#### STATED EXERCISE:
Each line from the one that holds "Clone this screenshot in HTML." to the end of the records is to be retyped exactly. Pictures are not part of the copy.

#### LISTED ENTRIES:
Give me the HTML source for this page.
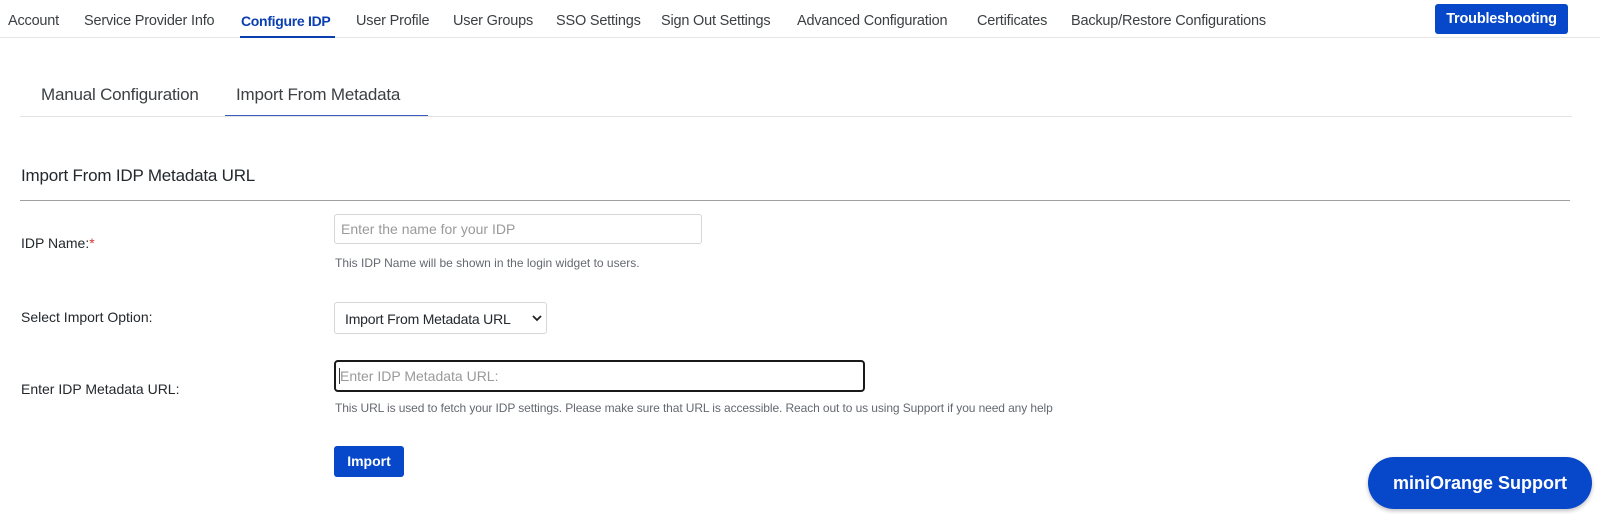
<!DOCTYPE html>
<html><head><meta charset="utf-8"><style>
html,body{margin:0;padding:0;width:1600px;height:514px;background:#fff;overflow:hidden;font-family:"Liberation Sans",Arial,sans-serif;}
.a{position:absolute;white-space:nowrap;}
.nav{top:13px;font-size:14.5px;color:#3c4043;letter-spacing:-0.2px}
.sub{top:85px;font-size:17px;color:#3c4043;letter-spacing:-0.2px}
.lbl{font-size:14px;color:#23282d;left:21px}
.help{font-size:12px;color:#646970;left:335px}
</style></head><body>
<div class="a nav" style="left:8px">Account</div>
<div class="a nav" style="left:84px">Service Provider Info</div>
<div class="a nav" style="left:241px;color:#0b3fb0;font-weight:bold;font-size:14px;letter-spacing:-0.3px">Configure IDP</div>
<div class="a nav" style="left:356px">User Profile</div>
<div class="a nav" style="left:453px">User Groups</div>
<div class="a nav" style="left:556px">SSO Settings</div>
<div class="a nav" style="left:661px">Sign Out Settings</div>
<div class="a nav" style="left:797px">Advanced Configuration</div>
<div class="a nav" style="left:977px">Certificates</div>
<div class="a nav" style="left:1071px">Backup/Restore Configurations</div>
<div class="a" style="left:0;top:37px;width:1600px;height:1px;background:#e6e6e6"></div>
<div class="a" style="left:240px;top:36px;width:95px;height:2px;background:#0b3fb0"></div>
<div class="a" style="left:1435px;top:4px;width:133px;height:30px;background:#0747c9;border-radius:3px;color:#fff;font-weight:bold;font-size:14.5px;line-height:30px;text-align:center;letter-spacing:-0.2px">Troubleshooting</div>

<div class="a sub" style="left:41px">Manual Configuration</div>
<div class="a sub" style="left:236px">Import From Metadata</div>
<div class="a" style="left:20px;top:116px;width:1552px;height:1px;background:#e3e3e3"></div>
<div class="a" style="left:225px;top:115px;width:203px;height:1px;background:#3b5bbf"></div>

<div class="a" style="left:21px;top:166px;font-size:17px;color:#23282d;letter-spacing:-0.2px">Import From IDP Metadata URL</div>
<div class="a" style="left:20px;top:200px;width:1550px;height:1px;background:#a0a0a0"></div>

<div class="a lbl" style="top:235px">IDP Name:<span style="color:#d63638">*</span></div>
<div class="a" style="left:334px;top:214px;width:368px;height:30px;border:1px solid #d6d6d6;border-radius:3px;box-sizing:border-box"></div>
<div class="a" style="left:341px;top:221px;font-size:14px;color:#9a9a9a">Enter the name for your IDP</div>
<div class="a help" style="top:256px">This IDP Name will be shown in the login widget to users.</div>

<div class="a lbl" style="top:309px">Select Import Option:</div>
<div class="a" style="left:334px;top:302px;width:213px;height:32px;border:1px solid #d6d6d6;border-radius:3px;box-sizing:border-box"></div>
<div class="a" style="left:345px;top:311px;font-size:14px;color:#23282d;letter-spacing:-0.2px">Import From Metadata URL</div>
<svg class="a" style="left:532px;top:314px" width="10" height="8"><path d="M1 2 L5 6 L9 2" stroke="#222" stroke-width="1.8" fill="none"/></svg>

<div class="a lbl" style="top:381px">Enter IDP Metadata URL:</div>
<div class="a" style="left:334px;top:360px;width:531px;height:32px;border:2px solid #1a1a1a;border-radius:4px;box-sizing:border-box"></div>
<div class="a" style="left:339px;top:368px;width:1px;height:16px;background:#333"></div>
<div class="a" style="left:340px;top:368px;font-size:14px;color:#9a9a9a">Enter IDP Metadata URL:</div>
<div class="a help" style="top:401px;letter-spacing:-0.1px">This URL is used to fetch your IDP settings. Please make sure that URL is accessible. Reach out to us using Support if you need any help</div>

<div class="a" style="left:334px;top:446px;width:70px;height:31px;background:#0747c9;border-radius:3px;color:#fff;font-weight:bold;font-size:14px;line-height:31px;text-align:center">Import</div>

<div class="a" style="left:1368px;top:457px;width:224px;height:52px;background:#0747c9;border-radius:26px;color:#fff;font-weight:bold;font-size:18px;line-height:52px;text-align:center;box-shadow:0 2px 4px rgba(0,0,0,0.25)">miniOrange Support</div>
</body></html>
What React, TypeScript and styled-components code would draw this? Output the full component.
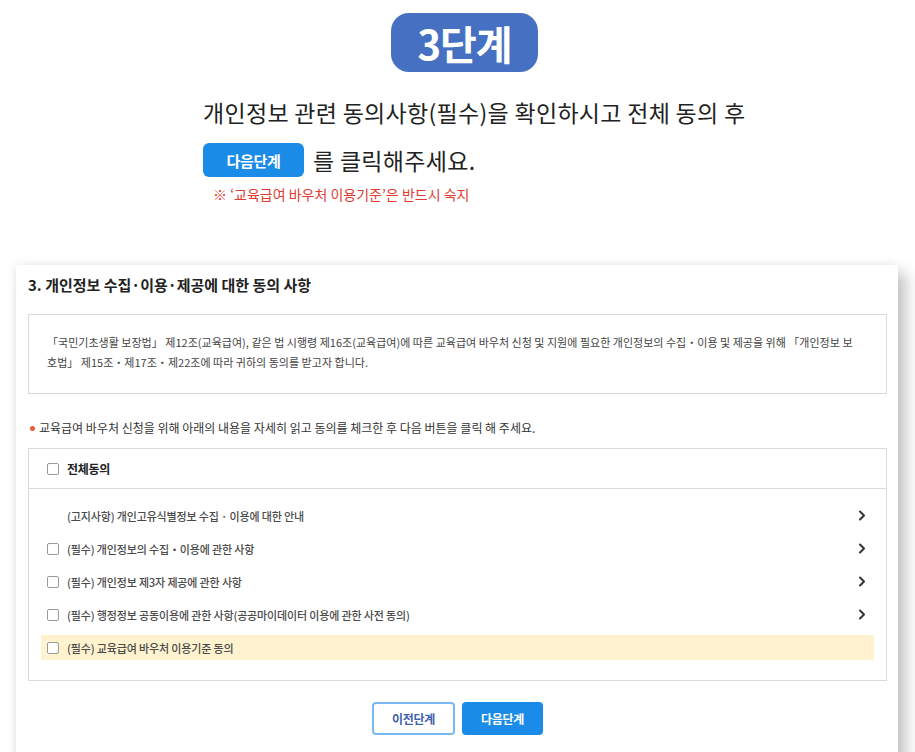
import React from "react";
import styled, { createGlobalStyle } from "styled-components";

const Global = createGlobalStyle`
  html, body { margin: 0; padding: 0; overflow: hidden; background: #fff; }
  body { font-family: "Noto Sans CJK KR", "Noto Sans", sans-serif; color: #222; }
  * { box-sizing: border-box; }
`;

const Page = styled.div`
  width: 915px;
  height: 752px;
  overflow: hidden;
  display: flex;
  flex-direction: column;
`;

const Hero = styled.section`
  display: flex;
  flex-direction: column;
  align-items: flex-start;
  padding: 13px 0 0 203px;
`;

const StepBadge = styled.div`
  margin-left: 188px;
  width: 147px;
  height: 59px;
  border-radius: 18px;
  background: #4671c3;
  color: #fff;
  font-size: 40px;
  font-weight: 700;
  letter-spacing: -1px;
  display: flex;
  align-items: center;
  justify-content: center;
  line-height: 1;
`;

const Lead = styled.p`
  margin: 25px 0 0;
  font-size: 23px;
  line-height: 30px;
  letter-spacing: 0.3px;
  color: #222;
  white-space: nowrap;
`;

const LeadRow = styled.div`
  margin-top: 16px;
  display: flex;
  align-items: center;
  gap: 9px;
  font-size: 23px;
  letter-spacing: 0.3px;
  color: #222;
`;

const InlineButton = styled.span`
  width: 101px;
  height: 34px;
  border-radius: 6px;
  background: #1a8be6;
  color: #fff;
  font-size: 15px;
  font-weight: 700;
  letter-spacing: -0.3px;
  display: inline-flex;
  align-items: center;
  justify-content: center;
`;

const Note = styled.p`
  margin: 8px 0 0 10px;
  font-size: 14px;
  line-height: 18px;
  color: #e23a32;
  letter-spacing: 0;
`;

const Card = styled.section`
  margin: 62px 0 0 16px;
  width: 882px;
  background: #fff;
  padding: 10px 11px 30px 12px;
  box-shadow: 8px 8px 14px rgba(0, 0, 0, 0.24), -3px -2px 8px rgba(0, 0, 0, 0.05);
`;

const CardTitle = styled.h2`
  margin: 0;
  font-size: 15px;
  line-height: 20px;
  font-weight: 700;
  letter-spacing: 0;
  color: #222;
`;

const InfoBox = styled.div`
  margin-top: 19px;
  border: 1px solid #d9d9d9;
  padding: 17px 18px 21px;
  font-size: 11px;
  line-height: 20px;
  letter-spacing: 0.02px;
  color: #444;
`;

const InfoLine = styled.div`
  white-space: nowrap;
`;

const Instruction = styled.p`
  margin: 26px 0 0 2px;
  display: flex;
  align-items: center;
  gap: 4px;
  font-size: 12px;
  line-height: 16px;
  letter-spacing: 0;
  color: #333;
`;

const RedDot = styled.span`
  width: 5px;
  height: 5px;
  border-radius: 50%;
  background: #f05a3a;
`;

const AgreeBox = styled.div`
  margin-top: 12px;
  border: 1px solid #dadada;
`;

const AgreeHeader = styled.div`
  height: 40px;
  border-bottom: 1px solid #dadada;
  display: flex;
  align-items: center;
  gap: 8px;
  padding-left: 18px;
  font-size: 12px;
  font-weight: 700;
  color: #222;
  letter-spacing: -0.3px;
`;

const AgreeList = styled.div`
  display: flex;
  flex-direction: column;
  gap: 8px;
  padding: 14px 12px 20px;
`;

const AgreeRow = styled.div<{ $highlight?: boolean }>`
  height: 25px;
  display: flex;
  align-items: center;
  gap: 8px;
  padding: 0 8px 0 6px;
  background: ${(p) => (p.$highlight ? "#fff2cf" : "transparent")};
  font-size: 11px;
  font-weight: 500;
  color: #4a4a4a;
  letter-spacing: -0.15px;
`;

const RowLabel = styled.span<{ $indent?: boolean }>`
  flex: 1;
  padding-left: ${(p) => (p.$indent ? "20px" : "0")};
`;

const Box = styled.span`
  width: 12px;
  height: 12px;
  border: 1px solid #9a9a9a;
  border-radius: 2px;
  background: #fff;
  flex-shrink: 0;
`;

const Chevron = () => (
  <svg width="8" height="11" viewBox="0 0 8 11" fill="none">
    <path d="M2 1.5 L6 5.5 L2 9.5" stroke="#333" strokeWidth="2" strokeLinecap="round" strokeLinejoin="round" />
  </svg>
);

const Actions = styled.div`
  margin-top: 21px;
  display: flex;
  justify-content: center;
  gap: 7px;
`;

const ActionButton = styled.button<{ $primary?: boolean }>`
  height: 33px;
  width: ${(p) => (p.$primary ? "81px" : "83px")};
  border-radius: 4px;
  border: 2px solid ${(p) => (p.$primary ? "#1a8be6" : "#79b8f0")};
  background: ${(p) => (p.$primary ? "#1a8be6" : "#fff")};
  color: ${(p) => (p.$primary ? "#fff" : "#3f5fae")};
  font-family: inherit;
  font-size: 12px;
  font-weight: 700;
  letter-spacing: -0.3px;
  padding: 0;
`;

const items: { label: string; check: boolean; chevron: boolean; highlight?: boolean }[] = [
  { label: "(고지사항) 개인고유식별정보 수집 · 이용에 대한 안내", check: false, chevron: true },
  { label: "(필수) 개인정보의 수집・이용에 관한 사항", check: true, chevron: true },
  { label: "(필수) 개인정보 제3자 제공에 관한 사항", check: true, chevron: true },
  { label: "(필수) 행정정보 공동이용에 관한 사항(공공마이데이터 이용에 관한 사전 동의)", check: true, chevron: true },
  { label: "(필수) 교육급여 바우처 이용기준 동의", check: true, chevron: false, highlight: true },
];

export default function App() {
  return (
    <Page>
      <Global />
      <Hero>
        <StepBadge>3단계</StepBadge>
        <Lead>개인정보 관련 동의사항(필수)을 확인하시고 전체 동의 후</Lead>
        <LeadRow>
          <InlineButton>다음단계</InlineButton>
          <span>를 클릭해주세요.</span>
        </LeadRow>
        <Note>※ ‘교육급여 바우처 이용기준’은 반드시 숙지</Note>
      </Hero>
      <Card>
        <CardTitle>3. 개인정보 수집·이용·제공에 대한 동의 사항</CardTitle>
        <InfoBox>
          <InfoLine>
            「국민기초생활 보장법」 제12조(교육급여), 같은 법 시행령 제16조(교육급여)에 따른 교육급여 바우처 신청 및 지원에 필요한 개인정보의 수집・이용 및 제공을 위해 「개인정보 보
          </InfoLine>
          <InfoLine>호법」 제15조・제17조・제22조에 따라 귀하의 동의를 받고자 합니다.</InfoLine>
        </InfoBox>
        <Instruction>
          <RedDot />
          교육급여 바우처 신청을 위해 아래의 내용을 자세히 읽고 동의를 체크한 후 다음 버튼을 클릭 해 주세요.
        </Instruction>
        <AgreeBox>
          <AgreeHeader>
            <Box />
            전체동의
          </AgreeHeader>
          <AgreeList>
            {items.map((it) => (
              <AgreeRow key={it.label} $highlight={it.highlight}>
                {it.check && <Box />}
                <RowLabel $indent={!it.check}>{it.label}</RowLabel>
                {it.chevron && <Chevron />}
              </AgreeRow>
            ))}
          </AgreeList>
        </AgreeBox>
        <Actions>
          <ActionButton>이전단계</ActionButton>
          <ActionButton $primary>다음단계</ActionButton>
        </Actions>
      </Card>
    </Page>
  );
}
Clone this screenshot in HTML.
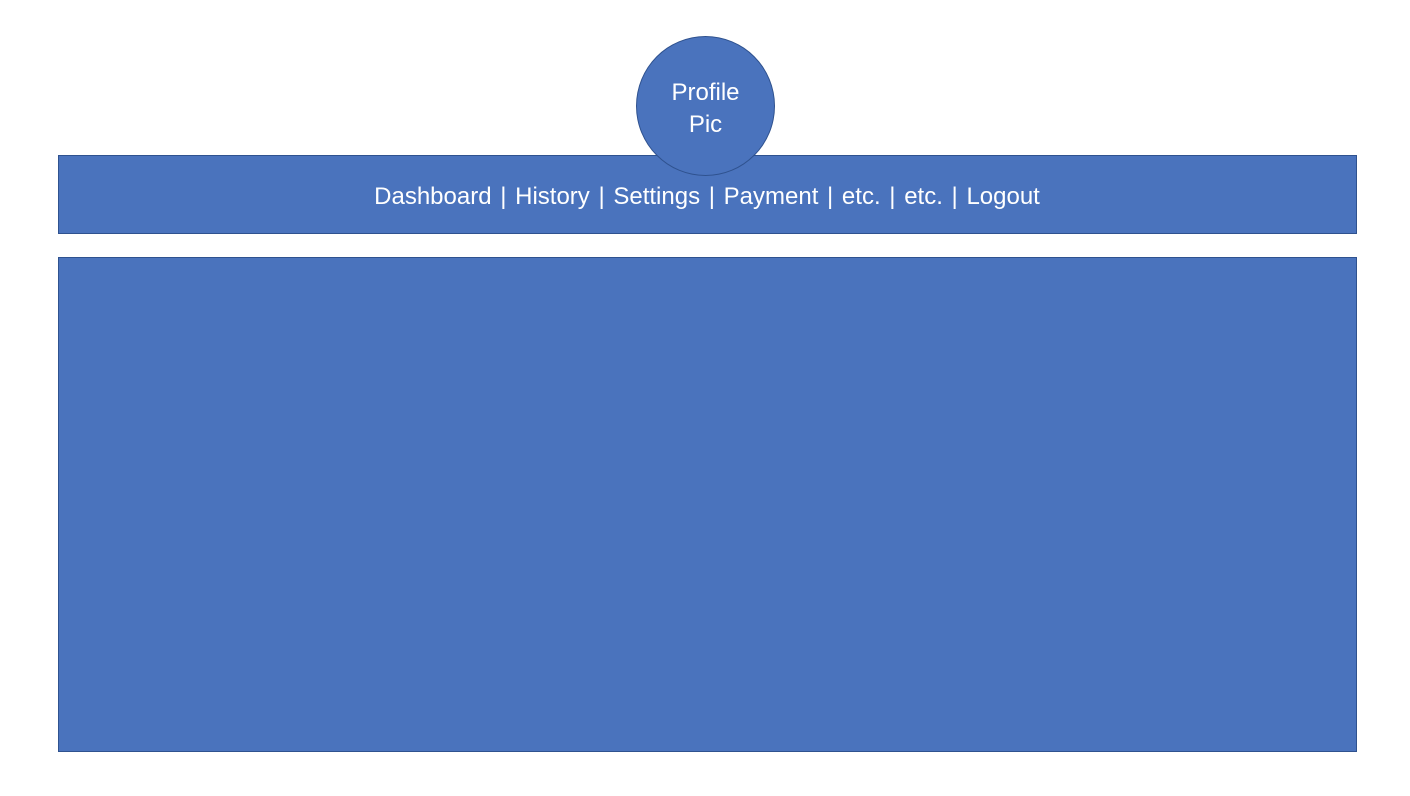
<!DOCTYPE html>
<html><head><style>
body{margin:0;width:1410px;height:796px;background:#fff;position:relative;overflow:hidden;font-family:"Liberation Sans",sans-serif}
.b{position:absolute;background:#4a73bd;border:1px solid #2f528f;box-sizing:border-box}
.nav{left:58px;top:155px;width:1299px;height:79px}
.main{left:58px;top:257px;width:1299px;height:495px}
.c{position:absolute;left:636px;top:36px;width:139px;height:140px;border-radius:50%;background:#4a73bd;border:1px solid #2f528f;box-sizing:border-box;color:#fff;font-size:24px;text-align:center;line-height:32px;padding-top:40px}
.t{position:absolute;left:0;width:1410px;top:182px;text-align:center;color:#fff;font-size:24px;line-height:30px;word-spacing:2px;padding-left:4px;box-sizing:border-box}
</style></head><body>
<div class="b nav"></div>
<div class="t">Dashboard | History | Settings | Payment | etc. | etc. | Logout</div>
<div class="c">Profile<br>Pic</div>
<div class="b main"></div>
</body></html>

#### RIGHT ANSWER:
Clone this screenshot in HTML.
<!DOCTYPE html>
<html><head><style>
body{margin:0;width:1410px;height:796px;background:#fff;position:relative;overflow:hidden;font-family:"Liberation Sans",sans-serif}
.b{position:absolute;background:#4a73bd;border:1px solid #2f528f;box-sizing:border-box}
.nav{left:58px;top:155px;width:1299px;height:79px}
.main{left:58px;top:257px;width:1299px;height:495px}
.c{position:absolute;left:636px;top:36px;width:139px;height:140px;border-radius:50%;background:#4a73bd;border:1px solid #2f528f;box-sizing:border-box;color:#fff;font-size:24px;text-align:center;line-height:32px;padding-top:40px}
.t{position:absolute;left:0;width:1410px;top:182px;text-align:center;color:#fff;font-size:24px;line-height:30px;word-spacing:2px;padding-left:4px;box-sizing:border-box}
</style></head><body>
<div class="b nav"></div>
<div class="t">Dashboard | History | Settings | Payment | etc. | etc. | Logout</div>
<div class="c">Profile<br>Pic</div>
<div class="b main"></div>
</body></html>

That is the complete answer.